Records for processing:
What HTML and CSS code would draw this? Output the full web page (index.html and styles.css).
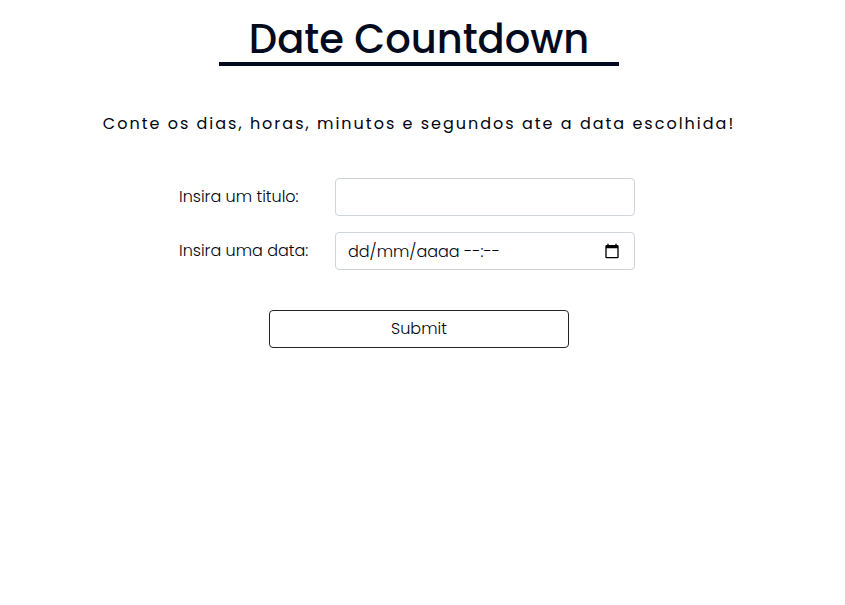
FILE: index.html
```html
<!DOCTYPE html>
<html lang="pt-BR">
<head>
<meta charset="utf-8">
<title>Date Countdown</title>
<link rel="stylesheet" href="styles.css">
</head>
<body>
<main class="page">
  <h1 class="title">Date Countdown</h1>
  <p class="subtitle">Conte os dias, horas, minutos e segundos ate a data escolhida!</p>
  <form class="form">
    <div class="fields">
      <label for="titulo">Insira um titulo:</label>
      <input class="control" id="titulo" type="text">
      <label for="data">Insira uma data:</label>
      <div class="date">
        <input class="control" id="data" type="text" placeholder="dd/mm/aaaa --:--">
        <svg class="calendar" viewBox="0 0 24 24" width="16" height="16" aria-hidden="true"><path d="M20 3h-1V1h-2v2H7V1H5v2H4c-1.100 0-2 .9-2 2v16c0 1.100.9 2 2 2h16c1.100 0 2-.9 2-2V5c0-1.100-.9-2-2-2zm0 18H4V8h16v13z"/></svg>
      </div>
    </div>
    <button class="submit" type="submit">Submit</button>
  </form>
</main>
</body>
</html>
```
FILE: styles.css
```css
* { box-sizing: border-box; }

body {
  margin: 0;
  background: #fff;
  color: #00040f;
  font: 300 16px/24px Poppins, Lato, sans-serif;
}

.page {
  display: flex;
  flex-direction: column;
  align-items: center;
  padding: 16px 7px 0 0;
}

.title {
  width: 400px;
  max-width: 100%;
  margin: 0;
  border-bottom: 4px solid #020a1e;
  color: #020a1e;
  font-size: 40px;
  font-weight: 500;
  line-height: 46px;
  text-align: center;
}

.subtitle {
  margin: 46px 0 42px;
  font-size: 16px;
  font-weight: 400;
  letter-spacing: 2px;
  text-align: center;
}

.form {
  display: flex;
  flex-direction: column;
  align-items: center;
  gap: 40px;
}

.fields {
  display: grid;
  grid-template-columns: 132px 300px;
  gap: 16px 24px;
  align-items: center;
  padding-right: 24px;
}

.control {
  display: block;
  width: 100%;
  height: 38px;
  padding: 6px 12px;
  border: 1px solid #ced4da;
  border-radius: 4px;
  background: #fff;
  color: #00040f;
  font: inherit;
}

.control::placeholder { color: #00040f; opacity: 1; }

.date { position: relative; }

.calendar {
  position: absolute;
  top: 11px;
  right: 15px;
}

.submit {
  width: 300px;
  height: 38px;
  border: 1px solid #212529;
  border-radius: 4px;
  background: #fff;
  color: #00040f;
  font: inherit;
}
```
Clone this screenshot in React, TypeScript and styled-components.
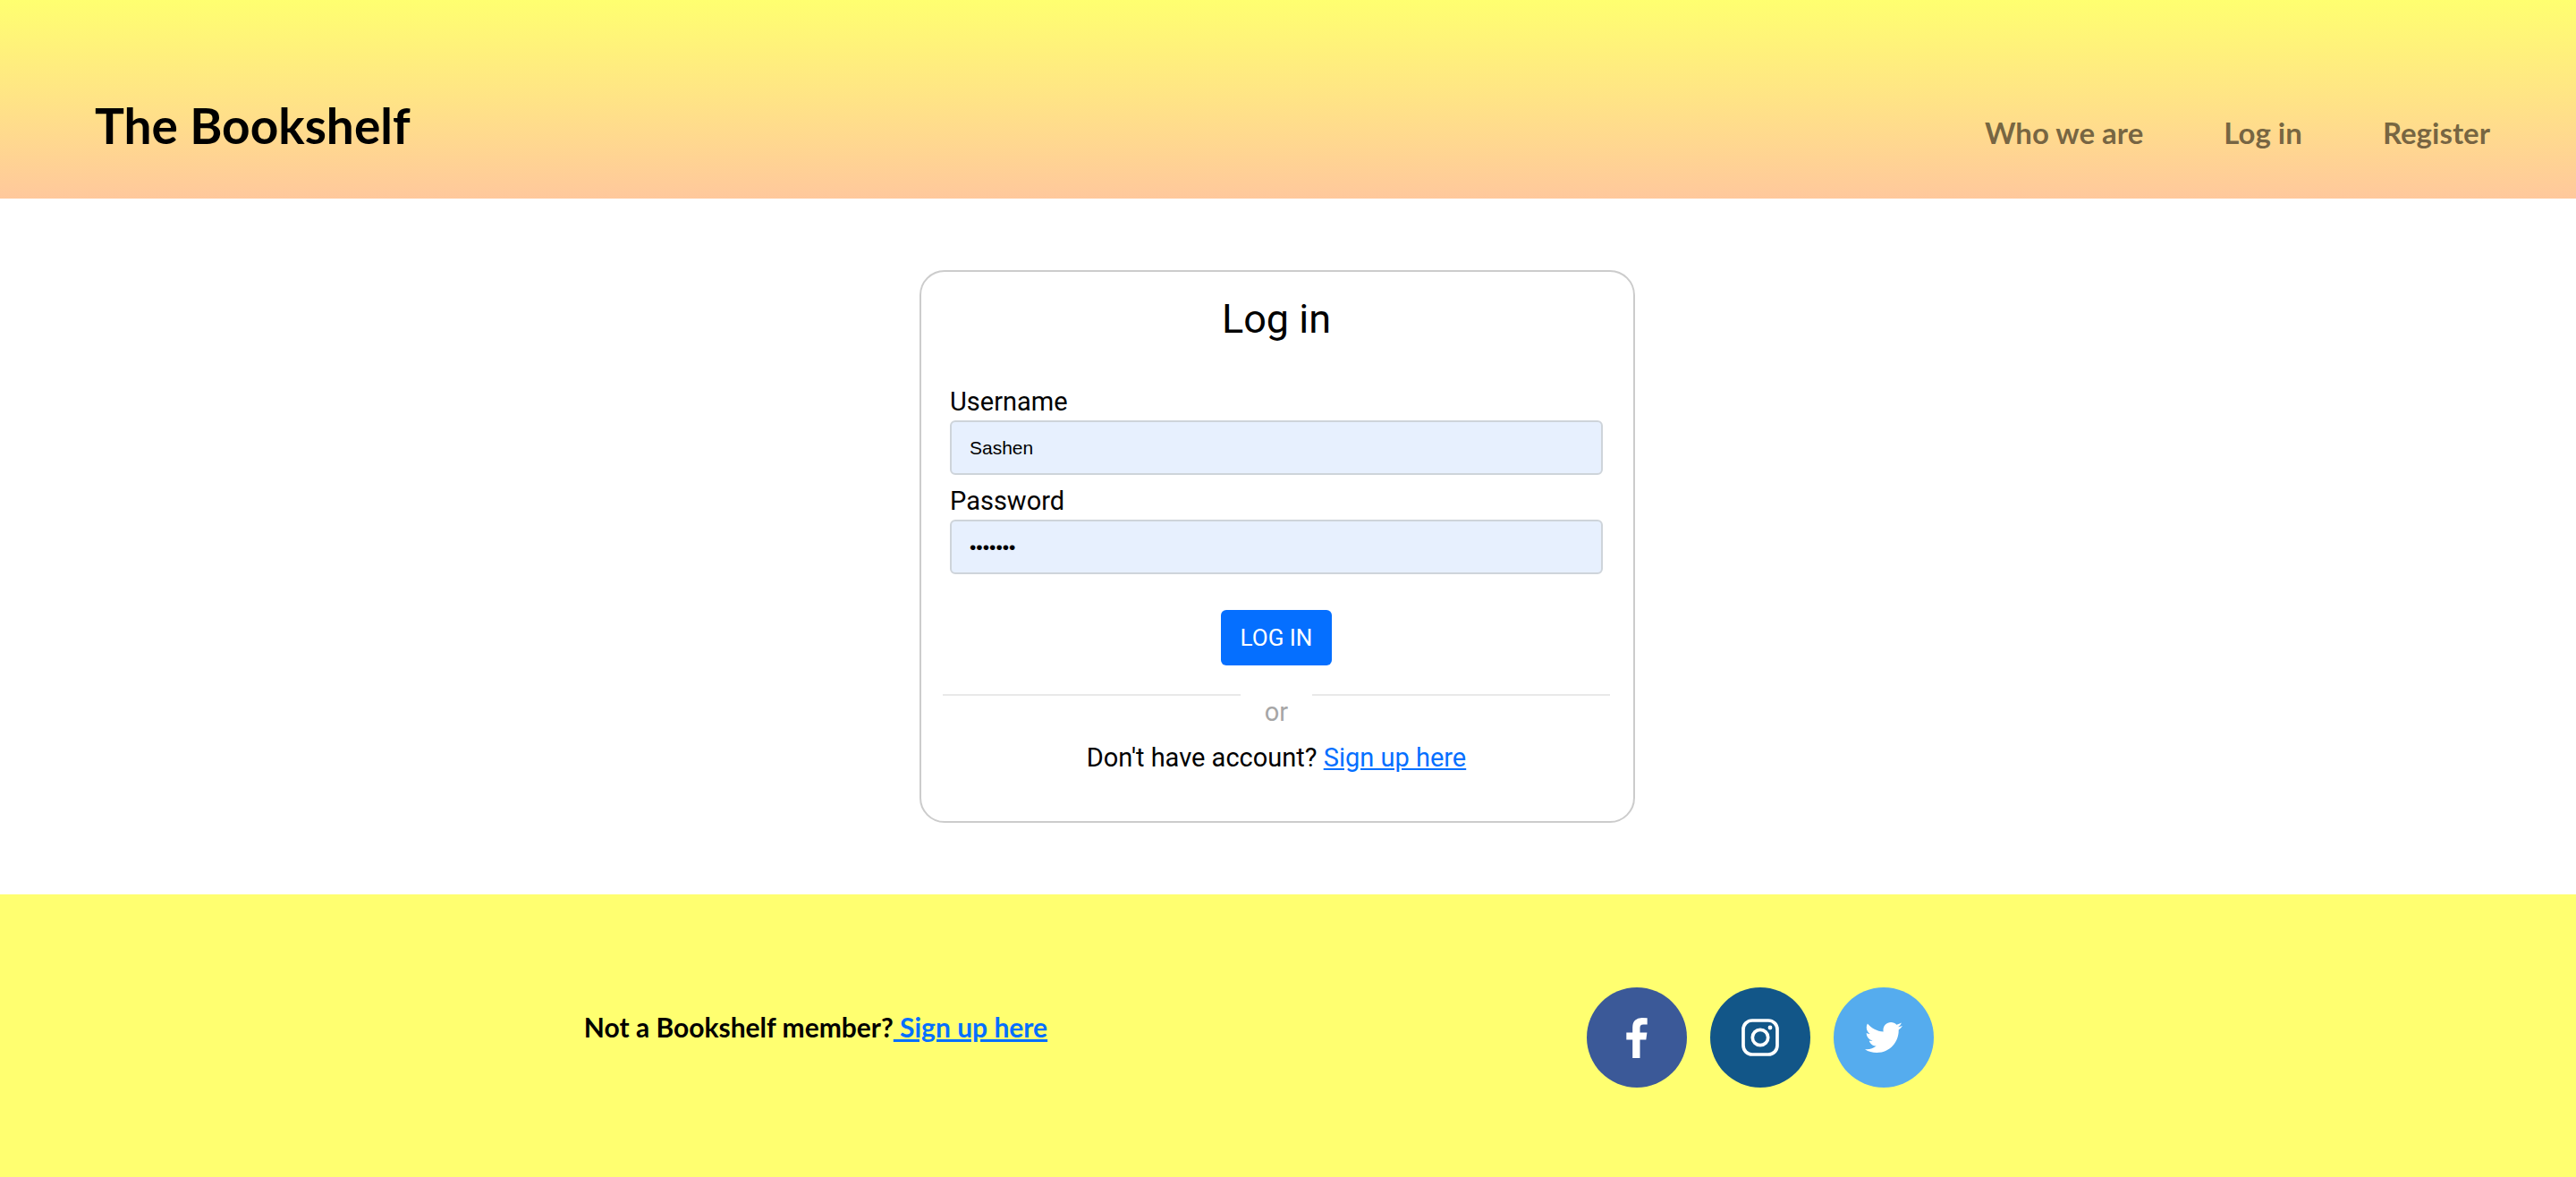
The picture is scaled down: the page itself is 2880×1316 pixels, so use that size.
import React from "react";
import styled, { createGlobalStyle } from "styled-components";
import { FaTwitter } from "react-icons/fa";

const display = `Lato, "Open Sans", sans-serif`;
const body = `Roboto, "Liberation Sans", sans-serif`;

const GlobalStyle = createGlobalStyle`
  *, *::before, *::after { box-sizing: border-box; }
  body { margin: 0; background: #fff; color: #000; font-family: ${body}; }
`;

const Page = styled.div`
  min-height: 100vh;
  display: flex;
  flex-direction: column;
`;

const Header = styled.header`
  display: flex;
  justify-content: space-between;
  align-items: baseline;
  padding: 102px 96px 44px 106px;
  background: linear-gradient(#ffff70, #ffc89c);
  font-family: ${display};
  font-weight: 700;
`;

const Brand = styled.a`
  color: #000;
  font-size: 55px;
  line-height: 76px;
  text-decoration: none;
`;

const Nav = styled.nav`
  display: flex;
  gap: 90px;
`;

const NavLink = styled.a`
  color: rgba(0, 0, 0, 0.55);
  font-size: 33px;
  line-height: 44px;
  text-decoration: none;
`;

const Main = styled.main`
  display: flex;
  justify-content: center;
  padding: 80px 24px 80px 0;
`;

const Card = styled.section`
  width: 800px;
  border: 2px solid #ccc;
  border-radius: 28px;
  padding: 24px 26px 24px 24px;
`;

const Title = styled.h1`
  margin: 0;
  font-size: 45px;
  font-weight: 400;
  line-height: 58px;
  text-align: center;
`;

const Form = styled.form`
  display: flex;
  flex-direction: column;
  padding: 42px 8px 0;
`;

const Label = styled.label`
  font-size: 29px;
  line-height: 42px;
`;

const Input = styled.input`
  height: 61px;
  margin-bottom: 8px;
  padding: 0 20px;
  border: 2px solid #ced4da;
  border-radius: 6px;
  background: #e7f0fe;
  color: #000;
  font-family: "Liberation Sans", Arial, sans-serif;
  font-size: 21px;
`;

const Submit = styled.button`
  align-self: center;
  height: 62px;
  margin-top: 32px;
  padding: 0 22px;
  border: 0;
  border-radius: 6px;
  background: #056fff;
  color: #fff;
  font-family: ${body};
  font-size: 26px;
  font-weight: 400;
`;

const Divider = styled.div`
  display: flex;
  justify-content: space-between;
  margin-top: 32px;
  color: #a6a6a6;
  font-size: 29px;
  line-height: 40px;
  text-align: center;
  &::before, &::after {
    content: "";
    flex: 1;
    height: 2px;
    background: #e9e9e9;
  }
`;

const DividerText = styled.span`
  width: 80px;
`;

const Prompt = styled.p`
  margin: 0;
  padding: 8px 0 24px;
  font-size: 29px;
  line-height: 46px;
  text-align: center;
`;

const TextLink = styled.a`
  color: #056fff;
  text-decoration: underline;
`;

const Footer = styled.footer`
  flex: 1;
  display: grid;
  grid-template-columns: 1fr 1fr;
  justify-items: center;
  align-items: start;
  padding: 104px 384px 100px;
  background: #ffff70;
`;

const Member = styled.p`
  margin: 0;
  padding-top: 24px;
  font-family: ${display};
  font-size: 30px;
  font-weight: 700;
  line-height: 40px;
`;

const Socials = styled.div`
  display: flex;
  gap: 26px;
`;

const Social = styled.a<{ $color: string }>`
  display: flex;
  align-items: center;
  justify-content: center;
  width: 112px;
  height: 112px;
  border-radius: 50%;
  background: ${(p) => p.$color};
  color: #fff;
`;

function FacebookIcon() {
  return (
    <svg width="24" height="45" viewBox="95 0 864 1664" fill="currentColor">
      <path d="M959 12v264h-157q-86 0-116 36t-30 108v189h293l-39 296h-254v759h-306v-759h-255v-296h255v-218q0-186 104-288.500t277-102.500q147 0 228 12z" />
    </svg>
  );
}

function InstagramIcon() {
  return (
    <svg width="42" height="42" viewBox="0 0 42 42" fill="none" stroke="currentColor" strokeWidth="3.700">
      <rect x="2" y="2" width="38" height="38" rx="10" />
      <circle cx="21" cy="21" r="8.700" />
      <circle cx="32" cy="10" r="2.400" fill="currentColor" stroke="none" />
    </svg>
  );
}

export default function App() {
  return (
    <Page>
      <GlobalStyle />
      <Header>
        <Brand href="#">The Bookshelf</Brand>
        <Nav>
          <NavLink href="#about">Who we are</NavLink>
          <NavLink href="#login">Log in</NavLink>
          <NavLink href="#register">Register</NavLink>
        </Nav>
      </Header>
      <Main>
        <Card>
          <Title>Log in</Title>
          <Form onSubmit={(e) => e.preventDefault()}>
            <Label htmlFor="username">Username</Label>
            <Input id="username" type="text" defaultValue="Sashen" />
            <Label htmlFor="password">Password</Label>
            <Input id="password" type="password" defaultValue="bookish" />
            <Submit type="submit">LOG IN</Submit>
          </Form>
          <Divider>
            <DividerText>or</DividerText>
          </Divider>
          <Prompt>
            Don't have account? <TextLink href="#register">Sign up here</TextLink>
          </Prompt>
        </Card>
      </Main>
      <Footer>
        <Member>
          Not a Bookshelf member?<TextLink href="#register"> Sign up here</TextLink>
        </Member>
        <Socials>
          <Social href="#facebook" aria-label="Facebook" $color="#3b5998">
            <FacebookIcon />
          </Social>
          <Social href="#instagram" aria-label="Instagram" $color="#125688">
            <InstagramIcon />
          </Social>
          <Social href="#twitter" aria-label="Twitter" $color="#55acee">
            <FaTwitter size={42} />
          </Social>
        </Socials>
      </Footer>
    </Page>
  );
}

Work required: Going over the lines above, work out how many include "components", then give only that number.

Written response: 2